An Uncertain Ally is a straightforward indictment of Erdogan. Drawing on inside sources in his Justice and Development Party (AKP) and the police, the book reveals corruption and money laundering schemes that benefited Erdogan, his cronies, and family members.

An Uncertain Ally exposes Turkey’s ties to jihadists in Syria and the Islamic State, raising doubts about Turkey's suitability as a NATO member. While Turkey has historically been important geopolitically, it has become an outlier in Europe and an uncertain ally of the United States. Under Erdogan, Turkey faces a dark future.

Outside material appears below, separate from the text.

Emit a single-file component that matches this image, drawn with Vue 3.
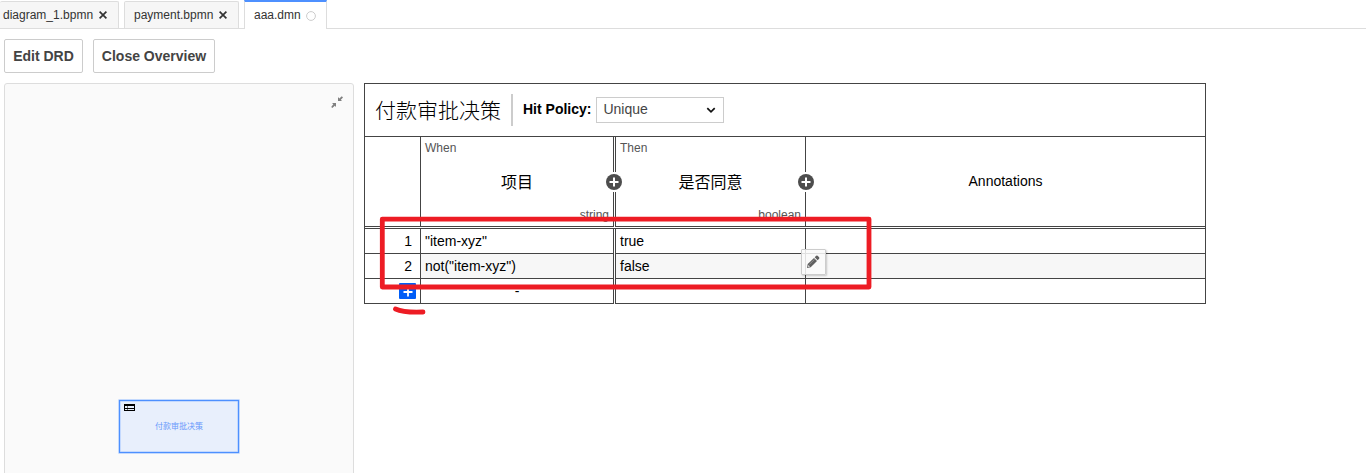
<script setup>
const tabs = [
  { name: 'diagram_1.bpmn', cls: 'first' },
  { name: 'payment.bpmn', cls: 'second' },
  { name: 'aaa.dmn', cls: 'active', active: true },
]
const rules = [
  { n: 1, when: '"item-xyz"', then: 'true' },
  { n: 2, when: 'not("item-xyz")', then: 'false', alt: true },
]
</script>

<template>
  <div class="app">
    <nav class="tabs">
      <div v-for="t in tabs" :key="t.name" class="tab" :class="t.cls">
        <span>{{ t.name }}</span>
        <svg v-if="t.active" class="dot" width="10" height="10"><circle cx="5" cy="5" r="4.4" fill="none" stroke="#ccc" /></svg>
        <svg v-else class="close" width="8" height="8"><path d="M.6.6 7.4 7.4M7.4.6.6 7.4" stroke="#333" stroke-width="1.7" /></svg>
      </div>
    </nav>

    <div class="toolbar">
      <button class="btn drd">Edit DRD</button>
      <button class="btn overview-btn">Close Overview</button>
    </div>

    <main class="content">
      <section class="overview">
        <svg class="collapse" width="12" height="12" viewBox="0 0 12 12">
          <path d="M7 1v4h4L9.8 3.8 12 1.4 10.8.3 8.3 2.4zM1 7h4v4L3.8 9.8 1.3 12 .2 10.9 2.3 8.3z" fill="#808080" />
        </svg>
        <div class="decision">
          <svg class="table-icon" width="11" height="8" shape-rendering="crispEdges">
            <path d="M0 0h11v2H0zM0 4h11v1H0zM0 6h11v1H0zM0 0h1v7H0zM10 0h1v7h-1z" fill="#000" />
            <path d="M3 2h1v2H3zM3 5h1v1H3z" fill="#777" />
          </svg>
          <span>付款审批决策</span>
        </div>
      </section>

      <section class="table">
        <header class="title-row">
          <h1>付款审批决策</h1>
          <div class="policy">
            <b>Hit Policy:</b>
            <div class="select">
              <span>Unique</span>
              <svg width="10" height="7"><path d="M1.3 1.2 5 4.9 8.700 1.2" fill="none" stroke="#111" stroke-width="1.7" /></svg>
            </div>
          </div>
        </header>
        <div class="row head">
          <div class="cell index"></div>
          <div class="cell when">
            <small>When</small><strong>项目</strong><small class="type">string</small>
            <i class="add"><svg width="16" height="16"><circle cx="8" cy="8" r="8" fill="#4d4d4d" /><path d="M8 3.500v9M3.500 8h9" stroke="#fff" stroke-width="2" /></svg></i>
          </div>
          <div class="cell then">
            <small>Then</small><strong>是否同意</strong><small class="type">boolean</small>
            <i class="add"><svg width="16" height="16"><circle cx="8" cy="8" r="8" fill="#4d4d4d" /><path d="M8 3.500v9M3.500 8h9" stroke="#fff" stroke-width="2" /></svg></i>
          </div>
          <div class="cell notes">Annotations</div>
        </div>
        <div class="body">
          <div v-for="r in rules" :key="r.n" class="row" :class="{ alt: r.alt }">
            <div class="cell index">{{ r.n }}</div>
            <div class="cell when">{{ r.when }}</div>
            <div class="cell then">{{ r.then }}</div>
            <div class="cell"></div>
          </div>
          <div class="row">
            <div class="cell index">
              <span class="add-rule"><svg width="10" height="10"><path d="M5 .5v9M.5 5h9" stroke="#fff" stroke-width="1.8" /></svg></span>
            </div>
            <div class="cell when dash">-</div>
            <div class="cell then"></div>
            <div class="cell"></div>
          </div>
        </div>
        <div class="edit">
          <svg width="14" height="14" viewBox="0 0 14 14">
            <path d="M8.700 2.200 10.200.8q.7-.6 1.400 0l1.500 1.500q.6.7 0 1.400l-1.500 1.500z" fill="#606060" />
            <path d="M8 2.900 11 5.900 4.700 12.200 1 13l.7-3.900z" fill="#606060" />
            <path d="M3.400 9.400 8.600 4.300" stroke="#999" stroke-width=".8" />
            <path d="M2.400 10 4 11.600 2 12.100z" fill="#eee" />
          </svg>
        </div>
      </section>
    </main>

    <svg class="marks" width="510" height="110" fill="none" stroke="#ed1c24" stroke-width="4.800" stroke-linejoin="round" stroke-linecap="round">
      <path d="M12.300 9.100H499V77H12.300z" />
      <path d="M25.500 99C32 102 41 102.500 53 102" />
    </svg>
  </div>
</template>

<style>
body { margin: 0; background: #fff; }
</style>

<style scoped>
.app {
  position: relative; height: 473px; overflow: hidden;
  font: 14px/16px "Liberation Sans", "Noto Sans CJK SC", sans-serif; color: #000;
}
.app *, .app { box-sizing: border-box; }
.tabs { display: flex; gap: 5px; height: 29px; border-bottom: 1px solid #ddd; align-items: flex-end; }
.tab {
  display: flex; align-items: center; height: 27px; font-size: 12px; color: #333;
  background: #f6f6f6; border: 1px solid #ddd; border-bottom: 0; border-radius: 2px 2px 0 0;
}
.tab.first { width: 119px; padding-left: 3px; border-left: 0; }
.tab.second { width: 115px; padding-left: 9px; }
.tab.active { width: 83px; height: 29px; margin-bottom: -1px; padding: 0 0 2px 9px; background: #fff; border-top: 2px solid #4d90ff; border-radius: 0; }
.close { margin-left: 6px; margin-bottom: 1px; }
.dot { margin-left: 5px; margin-top: 3px; }
.toolbar { display: flex; gap: 10px; padding: 10px 4px; }
.btn {
  height: 34px; padding: 0; border: 1px solid #ccc; border-radius: 2px; background: #fff; color: #444;
  font: bold 14px/16px "Liberation Sans", sans-serif;
}
.drd { width: 79px; }
.overview-btn { width: 122px; }
.content { display: flex; gap: 10px; padding-left: 4px; align-items: flex-start; }
.overview {
  width: 350px; height: 400px; flex: none; position: relative; background: #fafafa;
  border: 1px solid #ddd; border-radius: 3px;
}
.collapse { position: absolute; right: 10px; top: 12px; }
.decision {
  position: absolute; left: 114px; top: 316px; width: 120px; height: 53px;
  display: flex; align-items: center; justify-content: center;
  border: 1px solid #4d90ff; box-shadow: 0 0 0 .6px #a0c3ff, inset 0 0 0 .5px #a0c3ff; background: #e8effc; color: #6798fb; font-size: 8px;
}
.table-icon { position: absolute; left: 4px; top: 3px; }
.table { width: 842px; position: relative; border: 1px solid #444; border-bottom: 0; }
.title-row { display: flex; height: 53px; border-bottom: 1px solid #444; padding-left: 10px; align-items: center; }
h1 { margin: 0; padding-top: 2px; width: 126px; font-size: 21px; line-height: 30px; font-weight: 300; white-space: nowrap; }
.policy { display: flex; align-items: center; height: 32px; margin-left: 10px; padding-left: 10px; border-left: 2px solid #ccc; }
.policy b, .select span { padding-bottom: 2px; }
.select {
  display: flex; align-items: center; justify-content: space-between; width: 128px; height: 26px;
  margin-left: 5px; padding: 0 7px 0 6px; border: 1px solid #ccc; color: #444;
}
.row { display: grid; grid-template-columns: 56px 194px 191px 399px; height: 25px; }
.cell { border-bottom: 1px solid #444; line-height: 24px; padding-left: 4px; position: relative; }
.index { border-right: 1px solid #444; text-align: right; padding: 0 8px 0 0; }
.when::after {
  content: ""; box-sizing: border-box; position: absolute; right: 0; top: 0; bottom: -1px;
  width: 2px; border-left: 1px solid #444; background: #fff;
}
.then { border-left: 1px solid #444; border-right: 1px solid #444; }
.alt .when, .alt .then, .alt .cell:last-child { background: #f7f7f7; }
.head { height: 90px; }
.head .cell { display: flex; flex-direction: column; justify-content: space-between; padding: 4px; line-height: 14px; }
.head small { font-size: 12px; color: #555; }
.head strong { font-weight: 400; font-size: 16px; line-height: 20px; padding-top: 2px; text-align: center; }
.head .type { text-align: right; }
.head .when { padding-right: 6px; }
.head .then { padding-right: 4px; }
.head .cell.notes { justify-content: center; align-items: center; padding-bottom: 6px; }
.add { position: absolute; z-index: 2; width: 16px; height: 20px; right: -7px; top: 35px; background: #fff; display: flex; align-items: center; }
.then .add { right: -9px; }
.body { margin-top: 1px; border-top: 1px solid #444; position: relative; }
.dash { text-align: center; padding-right: 6px; }
.add-rule {
  position: absolute; right: 4px; top: 4px; width: 17px; height: 16px; border-radius: 1px;
  background: #005df7; display: flex; align-items: center; justify-content: center; padding-top: 2px;
}
.edit {
  position: absolute; left: 436px; top: 165px; width: 25px; height: 26px; display: flex;
  align-items: center; justify-content: center; padding-right: 2px; background: rgba(250, 250, 250, .86);
  border: 1px solid #ccc; border-radius: 1px; box-shadow: 1px 1px 2px rgba(0, 0, 0, .2);
}
.marks { position: absolute; left: 370px; top: 210px; }
</style>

David L. Phillips is Director of the Program on Peace-building and Rights at Columbia University’s Institute for the Study of Human Rights. Phillips has served as Foreign Affairs Expert and as Senior Adviser to the U.S. Department of State and as Senior Adviser to the United Nations Office for the Coordination of Humanitarian Affairs. Phillips has worked at academic institutions as Executive Director of Columbia University’s International Conflict Resolution Program, Director of American University’s Program on Conflict Prevention and Peace-building, Fellow at Harvard University’s Future of Diplomacy Project Fellow, Visiting Scholar at Harvard University’s Center for Middle East Studies, and Professor of Preventive Diplomacy at the Diplomatic Academy of Vienna. He was Deputy Director of the Center for Preventive Action at the Council on Foreign Relations, Senior Fellow at the Preventive Diplomacy Program of the Center for Strategic and International Studies, Senior Fellow at the Atlantic Council, and Project Director at the International Peace Research Institute of Oslo. Phillips has also been a foundation executive, serving as President of the Congressional Human Rights Foundation and Executive Director of the Elie Wiesel Foundation for Humanity. Phillips was an analyst and commentator for NBC News, CNBC, and the British Broadcasting Company. His upcoming book is titled An Uncertain Ally: Turkey Under Erdogan’s Dictatorship (Transaction Publishers). Previous books are The Kurdish Spring: A New Map for the Middle East (Transaction Publishers); Liberating Kosovo: Coercive Diplomacy and U.S. Intervention (Harvard’s Kennedy School/MIT Press); From Bullets to Ballots: Violent Muslim Movements in Transition (Transaction Publishers); Losing Iraq: Inside the Post-War Reconstruction Fiasco (Westview/Perseus Books); and Unsilencing the Past: Track Two Diplomacy and Turkish-Armenian Reconciliation (Berghahn Books). Phillips has also authored dozens of policy reports and hundreds of articles in leading publications such as the New York Times, Wall Street Journal, Financial Times, International Herald Tribune, and Foreign Affairs.